Recorded information ::
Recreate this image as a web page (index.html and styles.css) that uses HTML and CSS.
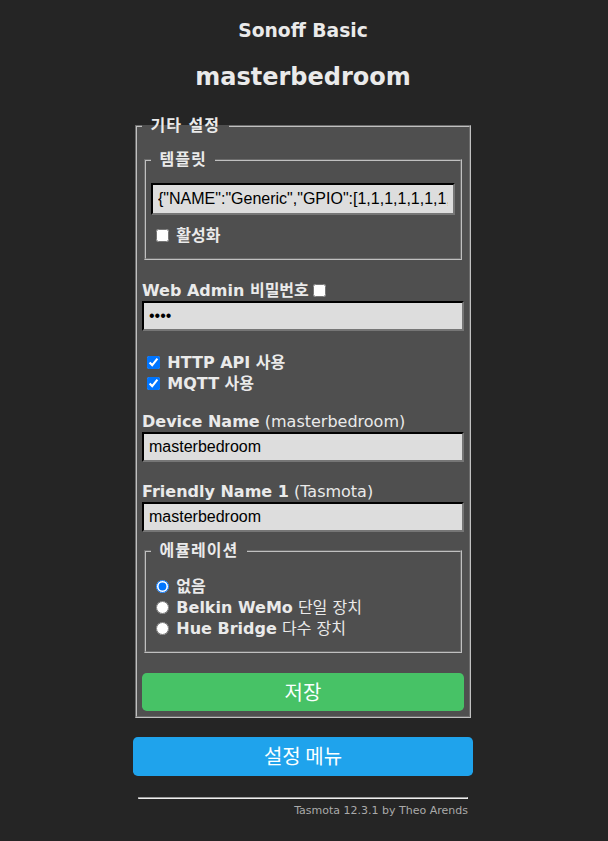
FILE: index.html
```
<!DOCTYPE html>
<html>
  <head>
    <title>Sonoff Basic - 기타 설정</title>
    <link rel="stylesheet" href="styles.css">
  </head>
  <body>
    <div class="wrap">
      <div class="head">
        <h3>Sonoff Basic</h3>
        <h2>masterbedroom</h2>
      </div>
      <fieldset class="box">
        <legend><b>&nbsp;기타 설정&nbsp;</b></legend>
        <form method="get" action="co">
          <p class="gap"></p>
          <fieldset class="box tpl">
            <legend><b>&nbsp;템플릿&nbsp;</b></legend>
            <p class="tpl-in"><input id="t1" class="field" value='{"NAME":"Generic","GPIO":[1,1,1,1,1,1,1,1,1,1,1,1,1,1],"FLAG":0,"BASE":18}'></p>
            <p class="tpl-on"><label><input id="t2" type="checkbox" class="tick"><b>활성화</b></label></p>
          </fieldset>
          <br>
          <label class="ko"><b>Web Admin 비밀번호</b><input type="checkbox" class="tick after"></label><br>
          <input id="wp" class="field line" type="password" value="****">
          <div class="opts">
            <label class="ko"><input id="b1" type="checkbox" class="tick" checked><b>HTTP API 사용</b></label><br>
            <label class="ko"><input id="b2" type="checkbox" class="tick" checked><b>MQTT 사용</b></label>
          </div>
          <label><b>Device Name</b> (masterbedroom)</label><br>
          <input id="dn" class="field line" value="masterbedroom">
          <br><br>
          <label><b>Friendly Name 1</b> (Tasmota)</label><br>
          <input id="a0" class="field line" value="masterbedroom">
          <br>
          <fieldset class="box emu">
            <legend><b>&nbsp;에뮬레이션&nbsp;</b></legend>
            <p>
              <input id="r1" name="emu" type="radio" class="tick" checked><b>없음</b><br>
              <input id="r2" name="emu" type="radio" class="tick"><b>Belkin WeMo</b> 단일 장치<br>
              <input id="r3" name="emu" type="radio" class="tick"><b>Hue Bridge</b> 다수 장치<br>
            </p>
          </fieldset>
          <br>
          <button name="save" type="submit" class="button bgrn">저장</button>
        </form>
      </fieldset>
      <form class="menu" action="cn" method="get">
        <button class="button">설정 메뉴</button>
      </form>
      <div class="foot">
        <hr>
        <a href="#">Tasmota 12.3.1 by Theo Arends</a>
      </div>
    </div>
  </body>
</html>
```

FILE: styles.css
```
body {
  text-align: center;
  font-family: "DejaVu Sans", "Noto Sans CJK KR", sans-serif;
  background: #252525;
  margin: 8px 9px 8px 7px;
}

.wrap {
  text-align: left;
  display: inline-block;
  color: #eaeaea;
  min-width: 340px;
  padding: 5px;
  font-size: 16px;
  line-height: 20px;
}

.head {
  text-align: center;
  padding: 5px;
}

.head h3 {
  font-size: 18.72px;
  line-height: 22px;
  margin: 2px 0 0;
}

.head h2 {
  font-size: 24px;
  line-height: 28px;
  margin: 21px 0 19px;
}

.box {
  background: #4f4f4f;
  padding: 5px;
  margin: 0 2px;
  border: 2px groove #c0c0c0;
}

.box legend {
  padding: 0 2px;
  line-height: 21px;
  letter-spacing: 1px;
}

.tpl p,
.emu p,
.ko {
  line-height: 21px;
}

p {
  margin: 8px 0;
}

.gap {
  margin: 8px 0;
}

.tpl .tpl-in {
  margin-bottom: 10px;
}

.tpl .tpl-on {
  margin-bottom: 7px;
}

.opts {
  padding: 21px 0 18px;
}

.emu {
  margin-top: 8px;
}

.emu p {
  margin: 10px 0 7px;
}

.field {
  width: 100%;
  box-sizing: border-box;
  padding: 5px;
  font-size: 16px;
  line-height: 18px;
  font-family: "Liberation Sans", Arial, sans-serif;
  background: #dddddd;
  color: #000000;
  border: 2px inset #767676;
  border-top-color: #1a1a1a;
  border-left-color: #1a1a1a;
  margin: 0;
}

.field.line {
  height: 30px;
  padding: 4px 5px;
  vertical-align: top;
}

.tick {
  width: 1em;
  margin: 3px 7px 3px 5px;
  vertical-align: -1px;
}

.tick.after {
  margin-left: 4px;
}

.button {
  border: 0;
  border-radius: 0.3rem;
  background: #1fa3ec;
  color: #faffff;
  line-height: 2.4rem;
  font-size: 20px;
  font-family: "Noto Sans CJK KR", "DejaVu Sans", sans-serif;
  width: 100%;
  padding: 0;
  cursor: pointer;
}

.button:hover {
  background: #0e70a4;
}

.bgrn {
  background: #47c266;
}

.menu {
  margin: 19px 0 0;
}

.foot {
  text-align: right;
  font-size: 11px;
  line-height: 13px;
  padding: 5px;
}

.foot hr {
  margin: 16px 0 5px;
}

.foot a {
  color: #aaa;
  text-decoration: none;
}
```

Exercise brief :: Drop the images and repeat the data exactly.

Correct output ::
Recreate this image as a web page (index.html and styles.css) that uses HTML and CSS.
FILE: index.html
```
<!DOCTYPE html>
<html>
  <head>
    <title>Sonoff Basic - 기타 설정</title>
    <link rel="stylesheet" href="styles.css">
  </head>
  <body>
    <div class="wrap">
      <div class="head">
        <h3>Sonoff Basic</h3>
        <h2>masterbedroom</h2>
      </div>
      <fieldset class="box">
        <legend><b>&nbsp;기타 설정&nbsp;</b></legend>
        <form method="get" action="co">
          <p class="gap"></p>
          <fieldset class="box tpl">
            <legend><b>&nbsp;템플릿&nbsp;</b></legend>
            <p class="tpl-in"><input id="t1" class="field" value='{"NAME":"Generic","GPIO":[1,1,1,1,1,1,1,1,1,1,1,1,1,1],"FLAG":0,"BASE":18}'></p>
            <p class="tpl-on"><label><input id="t2" type="checkbox" class="tick"><b>활성화</b></label></p>
          </fieldset>
          <br>
          <label class="ko"><b>Web Admin 비밀번호</b><input type="checkbox" class="tick after"></label><br>
          <input id="wp" class="field line" type="password" value="****">
          <div class="opts">
            <label class="ko"><input id="b1" type="checkbox" class="tick" checked><b>HTTP API 사용</b></label><br>
            <label class="ko"><input id="b2" type="checkbox" class="tick" checked><b>MQTT 사용</b></label>
          </div>
          <label><b>Device Name</b> (masterbedroom)</label><br>
          <input id="dn" class="field line" value="masterbedroom">
          <br><br>
          <label><b>Friendly Name 1</b> (Tasmota)</label><br>
          <input id="a0" class="field line" value="masterbedroom">
          <br>
          <fieldset class="box emu">
            <legend><b>&nbsp;에뮬레이션&nbsp;</b></legend>
            <p>
              <input id="r1" name="emu" type="radio" class="tick" checked><b>없음</b><br>
              <input id="r2" name="emu" type="radio" class="tick"><b>Belkin WeMo</b> 단일 장치<br>
              <input id="r3" name="emu" type="radio" class="tick"><b>Hue Bridge</b> 다수 장치<br>
            </p>
          </fieldset>
          <br>
          <button name="save" type="submit" class="button bgrn">저장</button>
        </form>
      </fieldset>
      <form class="menu" action="cn" method="get">
        <button class="button">설정 메뉴</button>
      </form>
      <div class="foot">
        <hr>
        <a href="#">Tasmota 12.3.1 by Theo Arends</a>
      </div>
    </div>
  </body>
</html>
```

FILE: styles.css
```
body {
  text-align: center;
  font-family: "DejaVu Sans", "Noto Sans CJK KR", sans-serif;
  background: #252525;
  margin: 8px 9px 8px 7px;
}

.wrap {
  text-align: left;
  display: inline-block;
  color: #eaeaea;
  min-width: 340px;
  padding: 5px;
  font-size: 16px;
  line-height: 20px;
}

.head {
  text-align: center;
  padding: 5px;
}

.head h3 {
  font-size: 18.72px;
  line-height: 22px;
  margin: 2px 0 0;
}

.head h2 {
  font-size: 24px;
  line-height: 28px;
  margin: 21px 0 19px;
}

.box {
  background: #4f4f4f;
  padding: 5px;
  margin: 0 2px;
  border: 2px groove #c0c0c0;
}

.box legend {
  padding: 0 2px;
  line-height: 21px;
  letter-spacing: 1px;
}

.tpl p,
.emu p,
.ko {
  line-height: 21px;
}

p {
  margin: 8px 0;
}

.gap {
  margin: 8px 0;
}

.tpl .tpl-in {
  margin-bottom: 10px;
}

.tpl .tpl-on {
  margin-bottom: 7px;
}

.opts {
  padding: 21px 0 18px;
}

.emu {
  margin-top: 8px;
}

.emu p {
  margin: 10px 0 7px;
}

.field {
  width: 100%;
  box-sizing: border-box;
  padding: 5px;
  font-size: 16px;
  line-height: 18px;
  font-family: "Liberation Sans", Arial, sans-serif;
  background: #dddddd;
  color: #000000;
  border: 2px inset #767676;
  border-top-color: #1a1a1a;
  border-left-color: #1a1a1a;
  margin: 0;
}

.field.line {
  height: 30px;
  padding: 4px 5px;
  vertical-align: top;
}

.tick {
  width: 1em;
  margin: 3px 7px 3px 5px;
  vertical-align: -1px;
}

.tick.after {
  margin-left: 4px;
}

.button {
  border: 0;
  border-radius: 0.3rem;
  background: #1fa3ec;
  color: #faffff;
  line-height: 2.4rem;
  font-size: 20px;
  font-family: "Noto Sans CJK KR", "DejaVu Sans", sans-serif;
  width: 100%;
  padding: 0;
  cursor: pointer;
}

.button:hover {
  background: #0e70a4;
}

.bgrn {
  background: #47c266;
}

.menu {
  margin: 19px 0 0;
}

.foot {
  text-align: right;
  font-size: 11px;
  line-height: 13px;
  padding: 5px;
}

.foot hr {
  margin: 16px 0 5px;
}

.foot a {
  color: #aaa;
  text-decoration: none;
}
```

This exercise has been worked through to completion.